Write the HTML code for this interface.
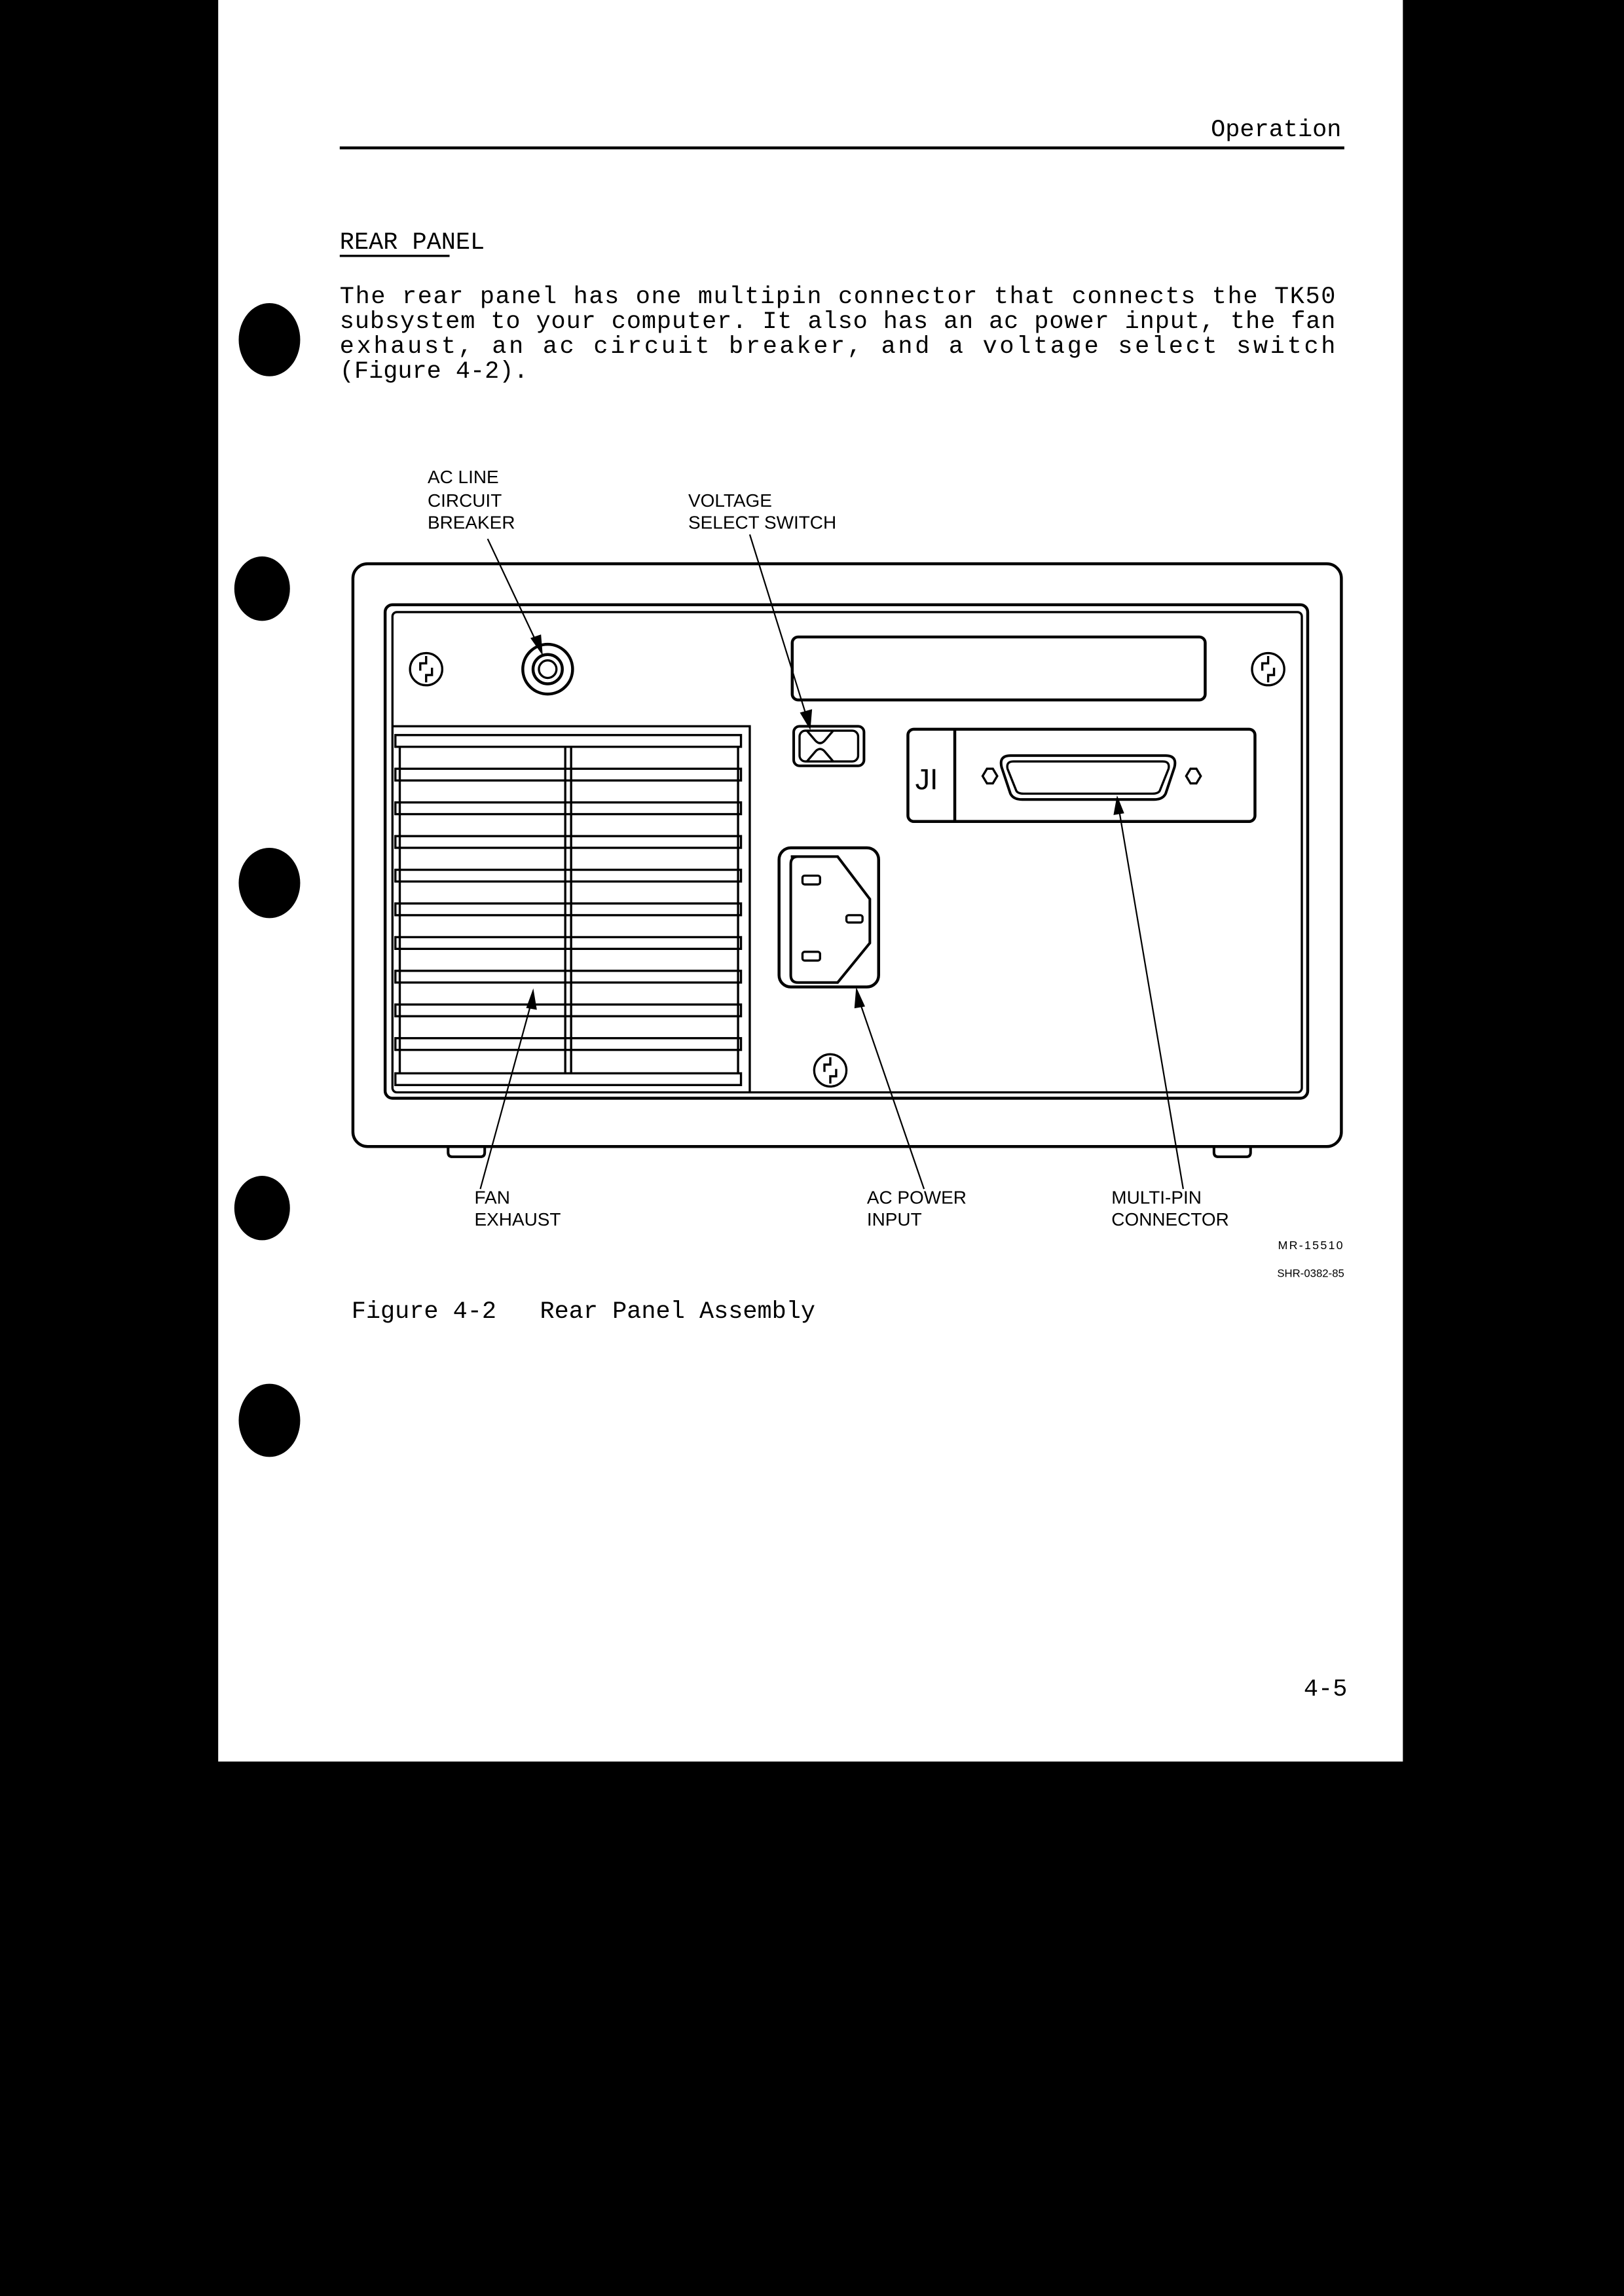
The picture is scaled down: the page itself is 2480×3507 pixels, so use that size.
<!DOCTYPE html>
<html><head><meta charset="utf-8"><style>
html,body{margin:0;padding:0;background:#000;}
svg{display:block;}
.m{font-family:"Liberation Mono",monospace;font-size:16.5px;fill:#000;}
.s{font-family:"Liberation Sans",sans-serif;font-size:12.5px;fill:#000;}
</style></head><body>
<svg width="2480" height="3507" viewBox="0 0 1109 1568" preserveAspectRatio="none" xmlns="http://www.w3.org/2000/svg">
<rect width="1109" height="1568" fill="#000"/>
<rect x="149" y="0" width="809" height="1203" fill="#fff"/>
<g fill="#000">
<ellipse cx="184" cy="232" rx="21" ry="25"/>
<ellipse cx="179" cy="402" rx="19" ry="22"/>
<ellipse cx="184" cy="603" rx="21" ry="24"/>
<ellipse cx="179" cy="825" rx="19" ry="22"/>
<ellipse cx="184" cy="970" rx="21" ry="25"/>
</g>
<text class="m" x="916" y="93" text-anchor="end">Operation</text>
<rect x="232" y="100" width="686" height="2" fill="#000"/>
<text class="m" x="232" y="170">REAR PANEL</text>
<rect x="232" y="174" width="75" height="1.5" fill="#000"/>
<text class="m" x="232" y="207" textLength="680" lengthAdjust="spacing">The  rear  panel has one multipin connector that connects the TK50</text>
<text class="m" x="232" y="224" textLength="680" lengthAdjust="spacing">subsystem to your computer. It also has an ac power input, the fan</text>
<text class="m" x="232" y="241" textLength="680" lengthAdjust="spacing">exhaust,  an  ac  circuit  breaker,  and  a  voltage select switch</text>
<text class="m" x="232" y="258">(Figure 4-2).</text>

<text class="s" x="292" y="330">AC LINE</text>
<text class="s" x="292" y="346">CIRCUIT</text>
<text class="s" x="292" y="361">BREAKER</text>
<text class="s" x="470" y="346">VOLTAGE</text>
<text class="s" x="470" y="361">SELECT SWITCH</text>

<g fill="none" stroke="#000" stroke-width="2">
<rect x="241" y="385" width="675" height="398" rx="10"/>
<rect x="263" y="413" width="630" height="337" rx="5"/>
<rect x="268" y="418" width="621" height="328" rx="3" stroke-width="1.5"/>
<path d="M268 496 H512 V746" stroke-width="1.5"/>
<path d="M306 783 v4 q0 3 3 3 h19 q3 0 3 -3 v-4 M829 783 v4 q0 3 3 3 h19 q3 0 3 -3 v-4" stroke-width="1.8"/>
<circle cx="374" cy="457" r="17"/>
<circle cx="374" cy="457" r="10"/>
<circle cx="374" cy="457" r="6" stroke-width="1.5"/>
<rect x="541" y="435" width="282" height="43" rx="4"/>
<rect x="542" y="496" width="48" height="27" rx="4" stroke-width="1.8"/>
<rect x="546" y="499" width="40" height="21" rx="4" stroke-width="1.5"/>
<path d="M551 499 L557 506 Q560 509 563 506 L569 499 M551 520 L557 513 Q560 510 563 513 L569 520" stroke-width="1.5"/>
<rect x="620" y="498" width="237" height="63" rx="4"/>
<line x1="652" y1="498" x2="652" y2="561"/>
<path d="M690 516 H796 Q804 516 802 524 L796 542 Q794 546 788 546 H698 Q692 546 690 542 L684 524 Q682 516 690 516 Z" stroke-width="1.8"/>
<path d="M692 520 H794 Q799 520 798 525 L792 540 Q791 542 787 542 H699 Q695 542 694 540 L688 525 Q687 520 692 520 Z" stroke-width="1.5"/>
<path d="M674 525 L678 525 L681 530 L678 535 L674 535 L671 530 Z M813 525 L817 525 L820 530 L817 535 L813 535 L810 530 Z" stroke-width="1.5"/>
<rect x="532" y="579" width="68" height="95" rx="8"/>
<path d="M540 585 H572 L594 614 V644 L572 671 H545 Q540 671 540 666 V590 Q540 585 545 585 Z" stroke-width="1.8"/>
<rect x="548" y="598" width="12" height="6" rx="1.5" stroke-width="1.5"/>
<rect x="578" y="625" width="11" height="5" rx="1.5" stroke-width="1.5"/>
<rect x="548" y="650" width="12" height="6" rx="1.5" stroke-width="1.5"/>
</g>
<text x="625" y="539" style="font-family:'Liberation Sans',sans-serif;font-size:20px">JI</text>
<g fill="none" stroke="#000" stroke-width="1.5">
<rect x="270" y="502" width="236" height="8"/>
<rect x="270" y="525" width="236" height="8"/>
<rect x="270" y="548" width="236" height="8"/>
<rect x="270" y="571" width="236" height="8"/>
<rect x="270" y="594" width="236" height="8"/>
<rect x="270" y="617" width="236" height="8"/>
<rect x="270" y="640" width="236" height="8"/>
<rect x="270" y="663" width="236" height="8"/>
<rect x="270" y="686" width="236" height="8"/>
<rect x="270" y="709" width="236" height="8"/>
<rect x="270" y="733" width="236" height="8"/>
<path d="M273 510 V733 M386 510 V733 M390 510 V733 M504 510 V733"/>
</g>
<g fill="none" stroke="#000" stroke-width="1.5">
<circle cx="291" cy="457" r="11"/>
<path d="M291 448 v5 h-4 v5 M291 466 v-5 h4 v-5"/>
<circle cx="866" cy="457" r="11"/>
<path d="M866 448 v5 h-4 v5 M866 466 v-5 h4 v-5"/>
<circle cx="567" cy="731" r="11"/>
<path d="M567 722 v5 h-4 v5 M567 740 v-5 h4 v-5"/>
</g>
<g stroke="#000" stroke-width="1" fill="#000">
<line x1="333" y1="368" x2="367" y2="440"/><path d="M363 436 L370 446 L369 434 Z"/>
<line x1="512" y1="365" x2="551" y2="490"/><path d="M547 487 L553 497 L554 485 Z"/>
<line x1="328" y1="812" x2="363" y2="684"/><path d="M360 688 L364 677 L366 689 Z"/>
<line x1="631" y1="812" x2="587" y2="684"/><path d="M584 688 L585 676 L590 687 Z"/>
<line x1="808" y1="812" x2="764" y2="552"/><path d="M761 556 L763 545 L767 555 Z"/>
</g>

<text class="s" x="324" y="822">FAN</text>
<text class="s" x="324" y="837">EXHAUST</text>
<text class="s" x="592" y="822">AC POWER</text>
<text class="s" x="592" y="837">INPUT</text>
<text class="s" x="759" y="822">MULTI-PIN</text>
<text class="s" x="759" y="837">CONNECTOR</text>
<text class="s" x="918" y="853" text-anchor="end" style="font-size:8px;letter-spacing:1px">MR-15510</text>
<text class="s" x="918" y="872" text-anchor="end" style="font-size:7.5px">SHR-0382-85</text>
<text class="m" x="240" y="900" xml:space="preserve">Figure 4-2   Rear Panel Assembly</text>
<text class="m" x="920" y="1158" text-anchor="end">4-5</text>
</svg>
</body></html>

> _WHAT IS ASKED_
Return the full material word for word. Do not include the pictures.

> _RESPONSE TO THIS EXERCISE_
Write the HTML code for this interface.
The picture is scaled down: the page itself is 2480×3507 pixels, so use that size.
<!DOCTYPE html>
<html><head><meta charset="utf-8"><style>
html,body{margin:0;padding:0;background:#000;}
svg{display:block;}
.m{font-family:"Liberation Mono",monospace;font-size:16.5px;fill:#000;}
.s{font-family:"Liberation Sans",sans-serif;font-size:12.5px;fill:#000;}
</style></head><body>
<svg width="2480" height="3507" viewBox="0 0 1109 1568" preserveAspectRatio="none" xmlns="http://www.w3.org/2000/svg">
<rect width="1109" height="1568" fill="#000"/>
<rect x="149" y="0" width="809" height="1203" fill="#fff"/>
<g fill="#000">
<ellipse cx="184" cy="232" rx="21" ry="25"/>
<ellipse cx="179" cy="402" rx="19" ry="22"/>
<ellipse cx="184" cy="603" rx="21" ry="24"/>
<ellipse cx="179" cy="825" rx="19" ry="22"/>
<ellipse cx="184" cy="970" rx="21" ry="25"/>
</g>
<text class="m" x="916" y="93" text-anchor="end">Operation</text>
<rect x="232" y="100" width="686" height="2" fill="#000"/>
<text class="m" x="232" y="170">REAR PANEL</text>
<rect x="232" y="174" width="75" height="1.5" fill="#000"/>
<text class="m" x="232" y="207" textLength="680" lengthAdjust="spacing">The  rear  panel has one multipin connector that connects the TK50</text>
<text class="m" x="232" y="224" textLength="680" lengthAdjust="spacing">subsystem to your computer. It also has an ac power input, the fan</text>
<text class="m" x="232" y="241" textLength="680" lengthAdjust="spacing">exhaust,  an  ac  circuit  breaker,  and  a  voltage select switch</text>
<text class="m" x="232" y="258">(Figure 4-2).</text>

<text class="s" x="292" y="330">AC LINE</text>
<text class="s" x="292" y="346">CIRCUIT</text>
<text class="s" x="292" y="361">BREAKER</text>
<text class="s" x="470" y="346">VOLTAGE</text>
<text class="s" x="470" y="361">SELECT SWITCH</text>

<g fill="none" stroke="#000" stroke-width="2">
<rect x="241" y="385" width="675" height="398" rx="10"/>
<rect x="263" y="413" width="630" height="337" rx="5"/>
<rect x="268" y="418" width="621" height="328" rx="3" stroke-width="1.5"/>
<path d="M268 496 H512 V746" stroke-width="1.5"/>
<path d="M306 783 v4 q0 3 3 3 h19 q3 0 3 -3 v-4 M829 783 v4 q0 3 3 3 h19 q3 0 3 -3 v-4" stroke-width="1.8"/>
<circle cx="374" cy="457" r="17"/>
<circle cx="374" cy="457" r="10"/>
<circle cx="374" cy="457" r="6" stroke-width="1.5"/>
<rect x="541" y="435" width="282" height="43" rx="4"/>
<rect x="542" y="496" width="48" height="27" rx="4" stroke-width="1.8"/>
<rect x="546" y="499" width="40" height="21" rx="4" stroke-width="1.5"/>
<path d="M551 499 L557 506 Q560 509 563 506 L569 499 M551 520 L557 513 Q560 510 563 513 L569 520" stroke-width="1.5"/>
<rect x="620" y="498" width="237" height="63" rx="4"/>
<line x1="652" y1="498" x2="652" y2="561"/>
<path d="M690 516 H796 Q804 516 802 524 L796 542 Q794 546 788 546 H698 Q692 546 690 542 L684 524 Q682 516 690 516 Z" stroke-width="1.8"/>
<path d="M692 520 H794 Q799 520 798 525 L792 540 Q791 542 787 542 H699 Q695 542 694 540 L688 525 Q687 520 692 520 Z" stroke-width="1.5"/>
<path d="M674 525 L678 525 L681 530 L678 535 L674 535 L671 530 Z M813 525 L817 525 L820 530 L817 535 L813 535 L810 530 Z" stroke-width="1.5"/>
<rect x="532" y="579" width="68" height="95" rx="8"/>
<path d="M540 585 H572 L594 614 V644 L572 671 H545 Q540 671 540 666 V590 Q540 585 545 585 Z" stroke-width="1.8"/>
<rect x="548" y="598" width="12" height="6" rx="1.5" stroke-width="1.5"/>
<rect x="578" y="625" width="11" height="5" rx="1.5" stroke-width="1.5"/>
<rect x="548" y="650" width="12" height="6" rx="1.5" stroke-width="1.5"/>
</g>
<text x="625" y="539" style="font-family:'Liberation Sans',sans-serif;font-size:20px">JI</text>
<g fill="none" stroke="#000" stroke-width="1.5">
<rect x="270" y="502" width="236" height="8"/>
<rect x="270" y="525" width="236" height="8"/>
<rect x="270" y="548" width="236" height="8"/>
<rect x="270" y="571" width="236" height="8"/>
<rect x="270" y="594" width="236" height="8"/>
<rect x="270" y="617" width="236" height="8"/>
<rect x="270" y="640" width="236" height="8"/>
<rect x="270" y="663" width="236" height="8"/>
<rect x="270" y="686" width="236" height="8"/>
<rect x="270" y="709" width="236" height="8"/>
<rect x="270" y="733" width="236" height="8"/>
<path d="M273 510 V733 M386 510 V733 M390 510 V733 M504 510 V733"/>
</g>
<g fill="none" stroke="#000" stroke-width="1.5">
<circle cx="291" cy="457" r="11"/>
<path d="M291 448 v5 h-4 v5 M291 466 v-5 h4 v-5"/>
<circle cx="866" cy="457" r="11"/>
<path d="M866 448 v5 h-4 v5 M866 466 v-5 h4 v-5"/>
<circle cx="567" cy="731" r="11"/>
<path d="M567 722 v5 h-4 v5 M567 740 v-5 h4 v-5"/>
</g>
<g stroke="#000" stroke-width="1" fill="#000">
<line x1="333" y1="368" x2="367" y2="440"/><path d="M363 436 L370 446 L369 434 Z"/>
<line x1="512" y1="365" x2="551" y2="490"/><path d="M547 487 L553 497 L554 485 Z"/>
<line x1="328" y1="812" x2="363" y2="684"/><path d="M360 688 L364 677 L366 689 Z"/>
<line x1="631" y1="812" x2="587" y2="684"/><path d="M584 688 L585 676 L590 687 Z"/>
<line x1="808" y1="812" x2="764" y2="552"/><path d="M761 556 L763 545 L767 555 Z"/>
</g>

<text class="s" x="324" y="822">FAN</text>
<text class="s" x="324" y="837">EXHAUST</text>
<text class="s" x="592" y="822">AC POWER</text>
<text class="s" x="592" y="837">INPUT</text>
<text class="s" x="759" y="822">MULTI-PIN</text>
<text class="s" x="759" y="837">CONNECTOR</text>
<text class="s" x="918" y="853" text-anchor="end" style="font-size:8px;letter-spacing:1px">MR-15510</text>
<text class="s" x="918" y="872" text-anchor="end" style="font-size:7.5px">SHR-0382-85</text>
<text class="m" x="240" y="900" xml:space="preserve">Figure 4-2   Rear Panel Assembly</text>
<text class="m" x="920" y="1158" text-anchor="end">4-5</text>
</svg>
</body></html>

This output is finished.